The search for experimental signatures of the critical point (CP) of strongly interacting matter is one of the main objectives of the NA61/SHINE experiment at CERN SPS. In the course of the experiment, a beam momentum (13A – 150A GeV/$c$) and system size (p+p, p+Pb, Be+Be, Ar+Sc, Xe+La, Pb+Pb) scan is performed. Local proton density fluctuations in transverse momentum space represent an order parameter of the chiral phase transition and are expected to scale according to a universal power-law in the vicinity of the CP. They can be probed through an intermittency analysis of the proton second scaled factorial moments (SSFMs) in transverse momentum space. Previous such analyses [1] revealed power-law behavior in NA49 Si+Si collisions at 158A GeV/$c$, the fitted power-law exponent being consistent with the theoretically expected critical value, within errors.

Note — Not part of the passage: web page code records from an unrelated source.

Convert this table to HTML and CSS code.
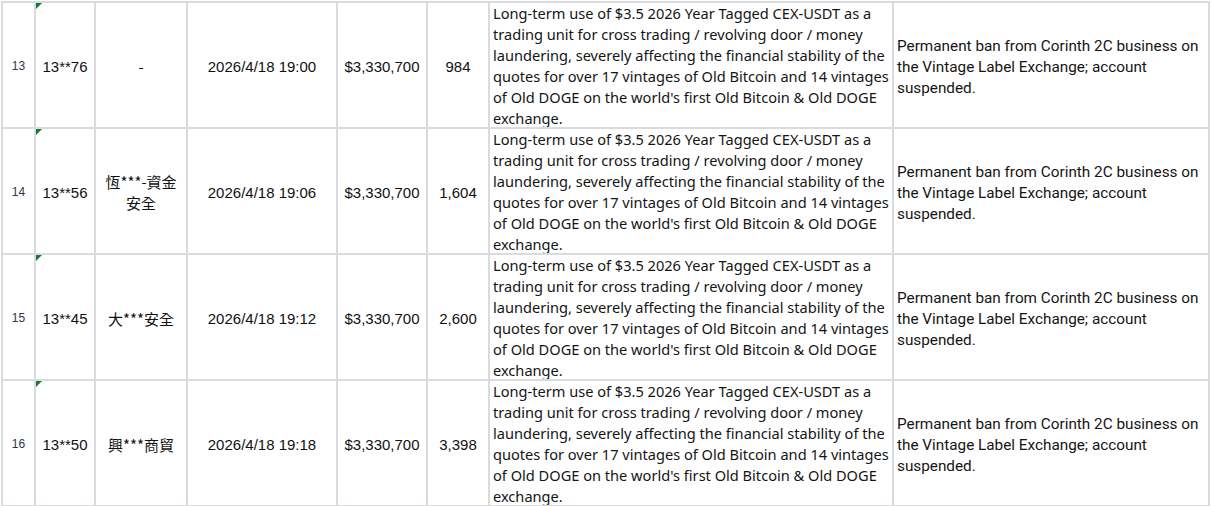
FILE: index.html
```html
<!DOCTYPE html>
<html lang="en">
<head>
<meta charset="utf-8">
<title>Sheet</title>
<link rel="stylesheet" href="styles.css">
</head>
<body>
<div class="sheet">
  <div class="cell hdr">13</div>
  <div class="cell id flag">13**76</div>
  <div class="cell name">-</div>
  <div class="cell num">2026/4/18 19:00</div>
  <div class="cell num">$3,330,700</div>
  <div class="cell num">984</div>
  <div class="cell reason"><p>Long-term use of $3.5 2026 Year Tagged CEX-USDT as a trading unit for cross trading / revolving door / money laundering, severely affecting the financial stability of the quotes for over 17 vintages of Old Bitcoin and 14 vintages of Old DOGE on the world's first Old Bitcoin &amp; Old DOGE exchange.</p></div>
  <div class="cell penalty"><p>Permanent ban from Corinth 2C business on the Vintage Label Exchange; account suspended.</p></div>

  <div class="cell hdr">14</div>
  <div class="cell id flag">13**56</div>
  <div class="cell name">恆***-資金<br>安全</div>
  <div class="cell num">2026/4/18 19:06</div>
  <div class="cell num">$3,330,700</div>
  <div class="cell num">1,604</div>
  <div class="cell reason"><p>Long-term use of $3.5 2026 Year Tagged CEX-USDT as a trading unit for cross trading / revolving door / money laundering, severely affecting the financial stability of the quotes for over 17 vintages of Old Bitcoin and 14 vintages of Old DOGE on the world's first Old Bitcoin &amp; Old DOGE exchange.</p></div>
  <div class="cell penalty"><p>Permanent ban from Corinth 2C business on the Vintage Label Exchange; account suspended.</p></div>

  <div class="cell hdr">15</div>
  <div class="cell id flag">13**45</div>
  <div class="cell name">大***安全</div>
  <div class="cell num">2026/4/18 19:12</div>
  <div class="cell num">$3,330,700</div>
  <div class="cell num">2,600</div>
  <div class="cell reason"><p>Long-term use of $3.5 2026 Year Tagged CEX-USDT as a trading unit for cross trading / revolving door / money laundering, severely affecting the financial stability of the quotes for over 17 vintages of Old Bitcoin and 14 vintages of Old DOGE on the world's first Old Bitcoin &amp; Old DOGE exchange.</p></div>
  <div class="cell penalty"><p>Permanent ban from Corinth 2C business on the Vintage Label Exchange; account suspended.</p></div>

  <div class="cell hdr">16</div>
  <div class="cell id flag">13**50</div>
  <div class="cell name">興***商貿</div>
  <div class="cell num">2026/4/18 19:18</div>
  <div class="cell num">$3,330,700</div>
  <div class="cell num">3,398</div>
  <div class="cell reason"><p>Long-term use of $3.5 2026 Year Tagged CEX-USDT as a trading unit for cross trading / revolving door / money laundering, severely affecting the financial stability of the quotes for over 17 vintages of Old Bitcoin and 14 vintages of Old DOGE on the world's first Old Bitcoin &amp; Old DOGE exchange.</p></div>
  <div class="cell penalty"><p>Permanent ban from Corinth 2C business on the Vintage Label Exchange; account suspended.</p></div>
</div>
</body>
</html>
```

FILE: styles.css
```css
html, body {
  margin: 0;
  padding: 0;
  background: #ffffff;
  overflow: hidden;
}

.sheet {
  display: grid;
  grid-template-columns: 31px 58px 90px 148px 88px 60px 402px 314px;
  grid-auto-rows: 124px;
  gap: 2px;
  padding: 2px;
  margin: 1px 0 0 1px;
  width: fit-content;
  background: #dadbe0;
  font-family: "Liberation Sans", Arial, sans-serif;
  font-size: 15px;
  color: #111111;
}

.cell {
  position: relative;
  background: #ffffff;
  display: flex;
  align-items: center;
  justify-content: center;
  text-align: center;
  overflow: hidden;
  line-height: 21px;
  padding-top: 2px;
  box-sizing: border-box;
}

.cell p {
  margin: 0;
}

.hdr {
  font-size: 12px;
  color: #33334d;
}

.flag::before {
  content: "";
  position: absolute;
  top: 0;
  left: 0;
  width: 0;
  height: 0;
  border-top: 6px solid #157a2c;
  border-right: 6px solid transparent;
}

.name {
  font-family: "Noto Sans CJK TC", sans-serif;
  font-size: 15px;
}

.reason {
  justify-content: flex-start;
  text-align: left;
  padding: 2px 3px 0;
  font-family: "Noto Sans", sans-serif;
  font-size: 14.6px;
  color: #151515;
}

.penalty {
  justify-content: flex-start;
  text-align: left;
  padding: 4px 3px 0;
  font-family: Roboto, sans-serif;
  font-size: 15.3px;
  color: #151515;
}
```
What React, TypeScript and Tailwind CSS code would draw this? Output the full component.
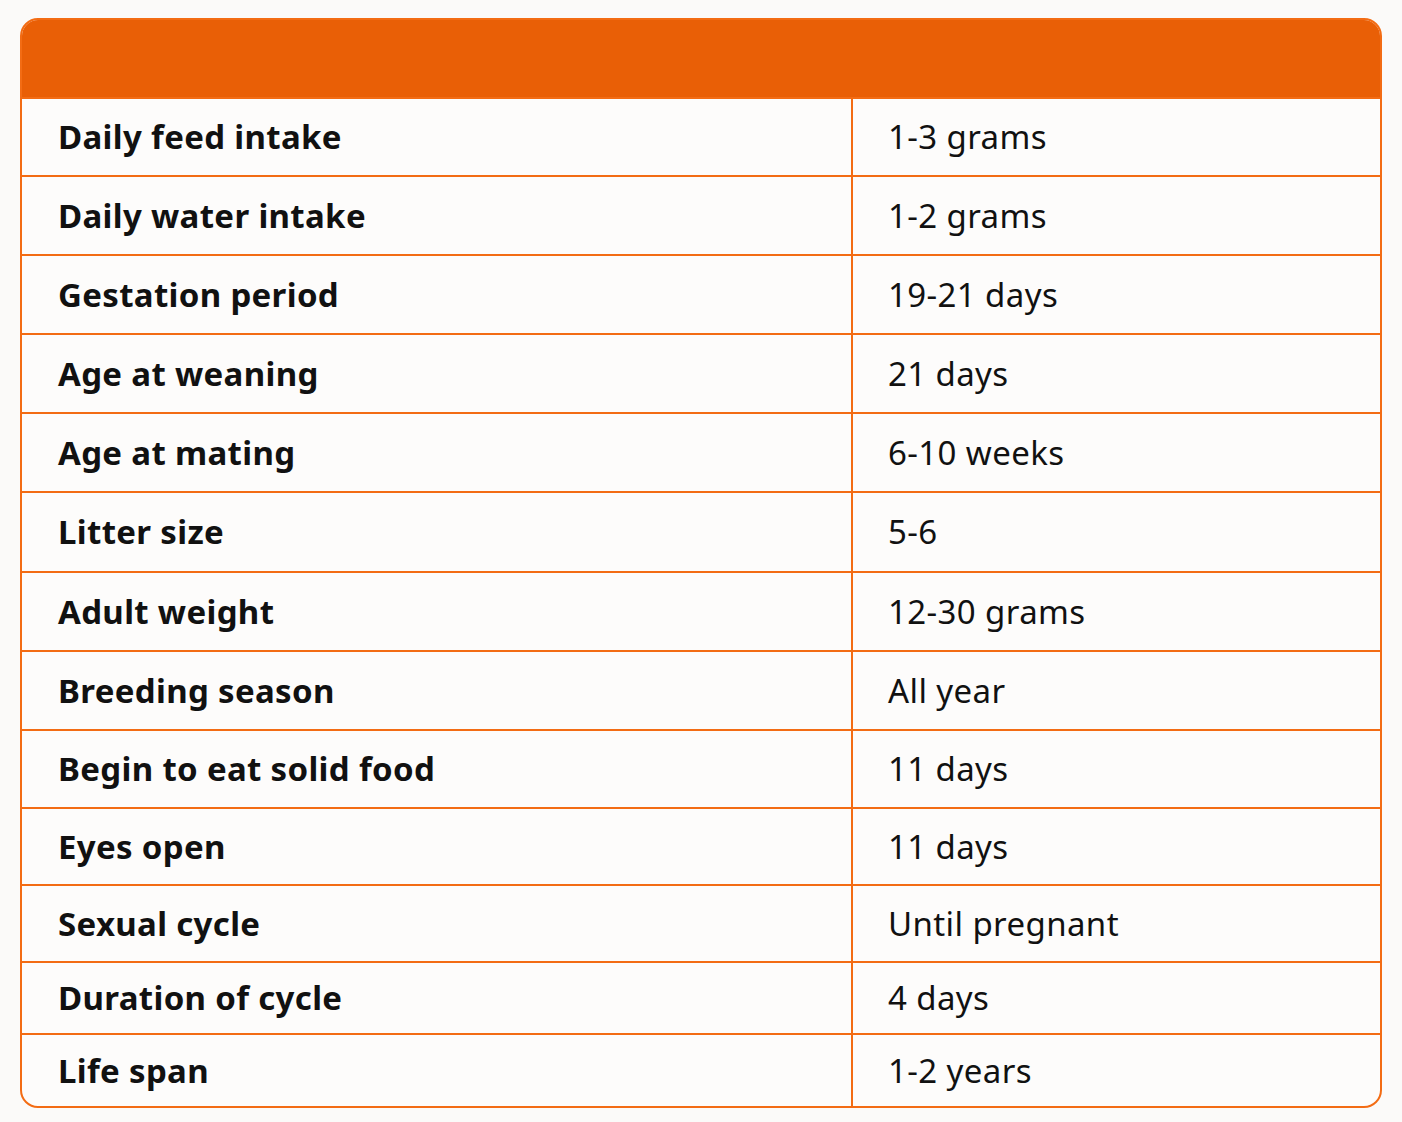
const ROWS: { label: string; value: string; h: string }[] = [
  { label: 'Daily feed intake', value: '1-3 grams', h: 'h-[78px]' },
  { label: 'Daily water intake', value: '1-2 grams', h: 'h-[79px]' },
  { label: 'Gestation period', value: '19-21 days', h: 'h-[79px]' },
  { label: 'Age at weaning', value: '21 days', h: 'h-[79px]' },
  { label: 'Age at mating', value: '6-10 weeks', h: 'h-[79px]' },
  { label: 'Litter size', value: '5-6', h: 'h-[80px]' },
  { label: 'Adult weight', value: '12-30 grams', h: 'h-[79px]' },
  { label: 'Breeding season', value: 'All year', h: 'h-[79px]' },
  { label: 'Begin to eat solid food', value: '11 days', h: 'h-[78px]' },
  { label: 'Eyes open', value: '11 days', h: 'h-[77px]' },
  { label: 'Sexual cycle', value: 'Until pregnant', h: 'h-[77px]' },
  { label: 'Duration of cycle', value: '4 days', h: 'h-[72px]' },
  { label: 'Life span', value: '1-2 years', h: 'h-[73px]' },
];

export default function App() {
  return (
    <div className="min-h-[1122px] bg-[#fbfaf9] px-[20px] pt-[18px] font-['Noto_Sans',sans-serif] text-[#111111]">
      <div className="w-[1362px] overflow-hidden rounded-[18px] border-2 border-[#f36c14] bg-[#fdfcfb]">
        <div className="h-[77px] bg-[#e95f06]" />
        {ROWS.map((row) => (
          <div key={row.label} className={`flex border-t-2 border-[#f36c14] ${row.h}`}>
            <div className="flex w-[831px] items-center border-r-2 border-[#f36c14] pl-[36px] text-[33px] font-bold tracking-[0.01em]">
              {row.label}
            </div>
            <div className="flex flex-1 items-center pl-[35px] text-[33px] tracking-[0.012em]">{row.value}</div>
          </div>
        ))}
      </div>
    </div>
  );
}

Probes of NA61/SHINE systems at the maximum SPS energy revealed no intermittency effect in Be+Be, whereas Ar+Sc analysis is inconclusive due to large uncertainties. The analysis has recently been extended to Pb+Pb collision data at lower energies.

We present a summary of the current status of NA61/SHINE intermittency analysis, and review novel techniques developed and employed to subtract non-critical background and estimate statistical and systematic uncertainties. Additionally, we use Monte Carlo simulations to assess the statistical significance of the observed intermittency effect.